Just having the top and bottom quarter close to reality would be a vast improvement over below E when full and running empty at around 7/16.

I zero the odometer and try to switch or refill when I get to 150 miles.

The gauges seem almost like a stepper motor.

I'm not sure how they are damped, or what kind of magnet returns them to zero.

Maybe I could use a pot for the sink resistor and 'calibrate' the instrument that way?

 

[Gary Lewis]

"MY" sender's are from '85-'86 bullnose, because they are the only two wire (non-pump) senders available with the bigger bung.

Just having the top and bottom quarter close to reality would be a vast improvement over below E when full and running empty at around 7/16.

I zero the odometer and try to switch or refill when I get to 150 miles.

The gauges seem almost like a stepper motor.

I'm not sure how they are damped, or what kind of magnet returns them to zero.

Maybe I could use a pot for the sink resistor and 'calibrate' the instrument that way?

We can put a capacitor on the output of the Arduino/ground side of the meter. An electrolytic would damp it handily.
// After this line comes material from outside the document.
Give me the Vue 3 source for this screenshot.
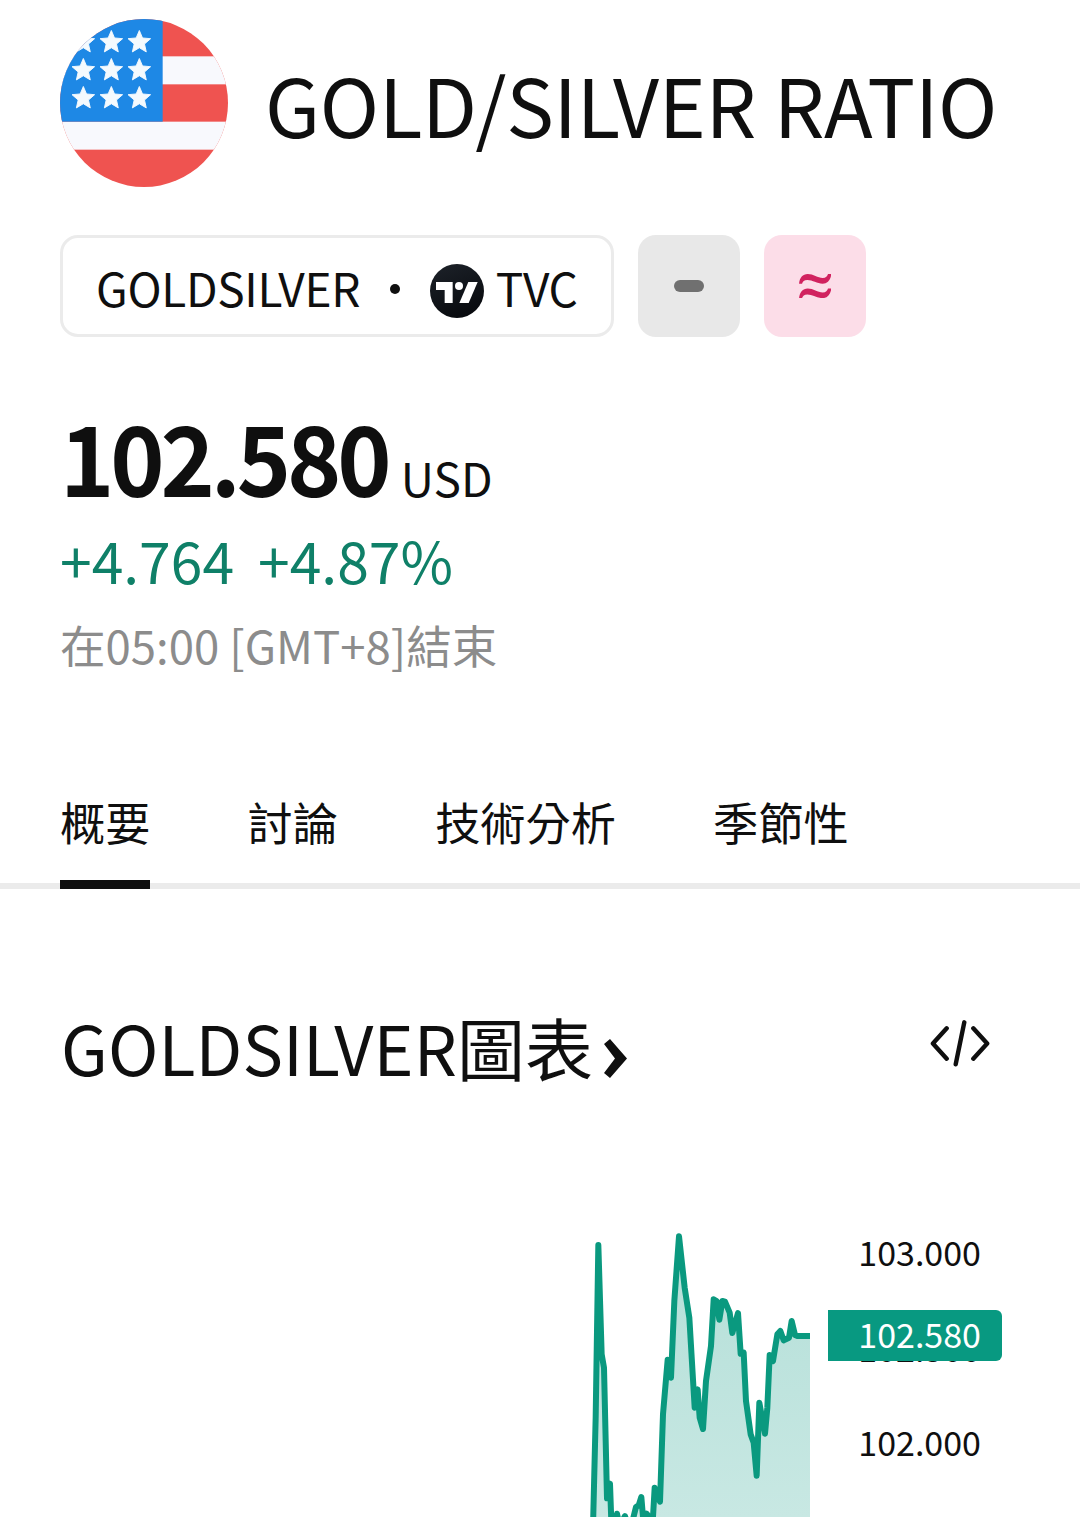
<script setup>
const starRows = [2.5, 5.5, 8.5]
const starCols = [2.5, 5.5, 8.5]

function star(cx, cy) {
  const pts = []
  for (let i = 0; i < 10; i++) {
    const r = i % 2 ? 0.58 : 1.27
    const a = (Math.PI / 5) * i - Math.PI / 2
    pts.push(`${(cx + r * Math.cos(a)).toFixed(3)},${(cy + r * Math.sin(a)).toFixed(3)}`)
  }
  return pts.join(' ')
}

const stars = starRows.flatMap((y) => starCols.map((x) => star(x, y)))

const tabs = ['概要', '討論', '技術分析', '季節性']

const series = [
  [37, 1000], [47, 590], [55, 72], [65, 400], [72, 440], [81, 832], [90, 788], [95, 930],
  [104, 915], [111, 878], [119, 915], [135, 885], [149, 930], [160, 890], [168, 858], [176, 853],
  [184, 828], [190, 900], [200, 878], [218, 905], [224, 800], [240, 842], [249, 580], [263, 416],
  [273, 470], [283, 240], [297, 46], [314, 200], [328, 290], [344, 560], [353, 505], [359, 590],
  [369, 624], [378, 480], [393, 375], [401, 235], [410, 240], [418, 296], [427, 240], [435, 242],
  [449, 275], [457, 336], [474, 276], [482, 398], [491, 395], [498, 540], [512, 640], [521, 665],
  [530, 764], [538, 545], [555, 638], [562, 560], [569, 402], [579, 420], [592, 340], [601, 330],
  [611, 358], [627, 350], [635, 300], [645, 342], [652, 345], [690, 345],
]
const line = series.map((p) => p.join(',')).join(' ')
const area = `${line} 690,1000 37,1000`
</script>

<template>
  <main class="page">
    <header class="head">
      <svg class="flag" viewBox="0 0 18 18">
        <defs>
          <clipPath id="round"><circle cx="9" cy="9" r="9" /></clipPath>
        </defs>
        <g clip-path="url(#round)">
          <rect width="18" height="18" fill="#ef5350" />
          <rect y="4" width="18" height="3" fill="#f8f9fd" />
          <rect y="11" width="18" height="3" fill="#f8f9fd" />
          <rect width="11" height="11" fill="#1e88e5" />
          <polygon
            v-for="(s, i) in stars" :key="i" :points="s"
            fill="#f4fafe" stroke="#f4fafe" stroke-width="0.1" stroke-linejoin="round"
          />
        </g>
      </svg>
      <h1 class="title">GOLD/SILVER RATIO</h1>
    </header>

    <div class="chips">
      <div class="symbol">
        <span class="ticker">GOLDSILVER</span>
        <i class="dot"></i>
        <svg class="logo" viewBox="0 0 162 162">
          <defs>
            <linearGradient id="ink" x1="0.7" y1="1" x2="0.3" y2="0">
              <stop offset="0" stop-color="#07090d" />
              <stop offset="1" stop-color="#1b2027" />
            </linearGradient>
          </defs>
          <circle cx="81" cy="81" r="81" fill="url(#ink)" />
          <path d="M18 54H68V117H44V78H18Z" fill="#fff" />
          <circle cx="87" cy="66" r="12" fill="#fff" />
          <path d="M115 54H143L116 117H88Z" fill="#fff" />
        </svg>
        <span class="exchange">TVC</span>
      </div>
      <div class="badge closed"><i class="dash"></i></div>
      <div class="badge approx">
        <svg class="wave" viewBox="0 0 97 73">
          <path d="M0 29C2 11 11 0 26 0C43 0 56 12 71 12C81 12 85 7 87 0H97C95 18 85 29 71 29C54 29 41 18 25 18C15 18 11 23 9 29Z" fill="#d1225f" />
          <path transform="translate(0 43.5)" d="M0 29C2 11 11 0 26 0C43 0 56 12 71 12C81 12 85 7 87 0H97C95 18 85 29 71 29C54 29 41 18 25 18C15 18 11 23 9 29Z" fill="#d1225f" />
        </svg>
      </div>
    </div>

    <section class="quote">
      <div class="price-row">
        <span class="price">102.580</span>
        <span class="currency">USD</span>
      </div>
      <div class="change"><span>+4.764</span><span>+4.87%</span></div>
      <div class="time">在05:00 [GMT+8]結束</div>
    </section>

    <nav class="tabs">
      <a v-for="(t, i) in tabs" :key="t" class="tab" :class="{ active: i === 0 }">{{ t }}</a>
    </nav>

    <div class="section-head">
      <h2 class="section-title">GOLDSILVER圖表</h2>
      <svg class="chevron" viewBox="0 0 23 39">
        <path d="M0 5L6 0L23 19.5L6 39L0 34L11 19.5Z" fill="#0f0f0f" />
      </svg>
      <svg class="code" viewBox="0 0 60 48">
        <path
          d="M16.7 8.3L2.9 23.5L16.7 38.7M43.3 8.3L57.2 23.5L43.3 38.7M34.3 2.3L25.7 44.3"
          fill="none" stroke="#0f0f0f" stroke-width="4.4" stroke-linecap="round" stroke-linejoin="round"
        />
      </svg>
    </div>

    <section class="chart">
      <svg class="plot" viewBox="30 0 660 889">
        <defs>
          <linearGradient id="fade" gradientUnits="userSpaceOnUse" x1="0" y1="46" x2="0" y2="889">
            <stop offset="0" stop-color="#b4dfd8" />
            <stop offset="1" stop-color="#c8e8e3" />
          </linearGradient>
        </defs>
        <polygon :points="area" fill="url(#fade)" />
        <polyline :points="line" fill="none" stroke="#0a997f" stroke-width="18" stroke-linejoin="round" />
      </svg>
      <div class="axis">
        <span class="tick t103">103.000</span>
        <span class="tick t1025">102.500</span>
        <span class="tick t102">102.000</span>
        <span class="tick last">102.580</span>
      </div>
    </section>
  </main>
</template>

<style>
body {
  background: #fff;
}
</style>

<style scoped>
.page {
  box-sizing: border-box;
  width: 1080px;
  height: 1522px;
  overflow: hidden;
  padding-top: 19px;
  background: #fff;
  color: #0f0f0f;
  font-family: "Noto Sans CJK TC", "Noto Sans CJK SC", sans-serif;
}
svg {
  display: block;
  flex: none;
}
.head {
  display: flex;
  align-items: center;
  gap: 37px;
  height: 168px;
  padding-left: 60px;
}
.flag {
  width: 168px;
  height: 168px;
}
.title {
  margin: 0;
  font-size: 80px;
  line-height: 100px;
  font-weight: 400;
  letter-spacing: -0.3px;
  white-space: nowrap;
}
.chips {
  display: flex;
  gap: 24px;
  margin: 48px 0 0 60px;
}
.symbol {
  box-sizing: border-box;
  display: flex;
  align-items: center;
  width: 554px;
  height: 102px;
  padding: 0 0 0 33px;
  border: 3px solid #ebebeb;
  border-radius: 18px;
  font-size: 46px;
  line-height: 60px;
  letter-spacing: -0.3px;
}
.ticker,
.exchange {
  margin-top: 2px;
}
.dot {
  width: 10px;
  height: 10px;
  margin: 6px 0 0 30px;
  border-radius: 50%;
  background: #0f0f0f;
}
.logo {
  width: 54px;
  height: 54px;
  margin: 10px 11.5px 0 30px;
}
.badge {
  display: flex;
  align-items: center;
  justify-content: center;
  width: 102px;
  height: 102px;
  border-radius: 18px;
}
.closed {
  background: #e8e8e8;
}
.approx {
  background: #fcdde8;
}
.dash {
  width: 30px;
  height: 12px;
  border-radius: 6px;
  background: #707070;
}
.wave {
  width: 32.4px;
  height: 24.3px;
}
.quote {
  margin: 63px 0 0 60px;
}
.price-row {
  display: flex;
  align-items: baseline;
  height: 110px;
  line-height: 110px;
}
.price {
  font-size: 97px;
  font-weight: 700;
  letter-spacing: -4.3px;
  transform: scaleX(0.95);
  transform-origin: left;
}
.currency {
  margin-left: -4px;
  font-size: 46px;
}
.change {
  display: flex;
  gap: 24px;
  margin-top: 9px;
  color: #0f8068;
  font-size: 57px;
  line-height: 80px;
}
.time {
  margin-top: 15px;
  color: #8c8c8c;
  font-size: 45.5px;
  line-height: 60px;
}
.tabs {
  box-sizing: border-box;
  display: flex;
  gap: 97.2px;
  height: 98px;
  margin-top: 117px;
  padding-left: 60px;
  box-shadow: inset 0 -6px #ebebeb;
  font-size: 45.2px;
  line-height: 62px;
}
.tab {
  box-sizing: border-box;
  height: 98px;
}
.active {
  border-bottom: 9px solid #0f0f0f;
}
.section-head {
  display: flex;
  height: 100px;
  margin-top: 107px;
  padding-left: 61px;
}
.section-title {
  margin: 0;
  font-size: 68px;
  line-height: 102px;
  font-weight: 400;
  letter-spacing: 0.1px;
}
.chevron {
  width: 23px;
  height: 39px;
  margin: 42.5px 0 0 11px;
}
.code {
  width: 60px;
  height: 48px;
  margin: 24px 90px 0 auto;
}
.chart {
  display: flex;
  gap: 18px;
  margin-top: 124px;
  padding-left: 590px;
}
.plot {
  width: 220px;
  height: 296.4px;
  margin-top: 0.5px;
}
.axis {
  position: relative;
  width: 174px;
  font-size: 34px;
  line-height: 51px;
}
.tick {
  position: absolute;
  left: 0;
  box-sizing: border-box;
  width: 174px;
  height: 51px;
  padding-left: 30.3px;
}
.t103 {
  top: 6px;
}
.t1025 {
  top: 102px;
}
.t102 {
  top: 196px;
}
.last {
  top: 89.6px;
  border-radius: 0 6px 6px 0;
  background: #089981;
  color: #fff;
  line-height: 47px;
}
</style>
And we should be able to nail any two points on the scale. Maybe Empty and Full would work well enough for the area just above/below. But, if not, you could plug into the Arduino and change the M and B parameters.

However, I'm not sure that I understand the "sink resistor". Do you mean what I've called the "pull up resistor" below? If so, you could put a pot there, but my concern is that it would confuse things. I think it is easier to play with M & B as it is easy and precise.

Basically it would be the same system as I'm planning but w/o the ICVR, and since resistance values of the sender are different the pull up resistor would be different as well.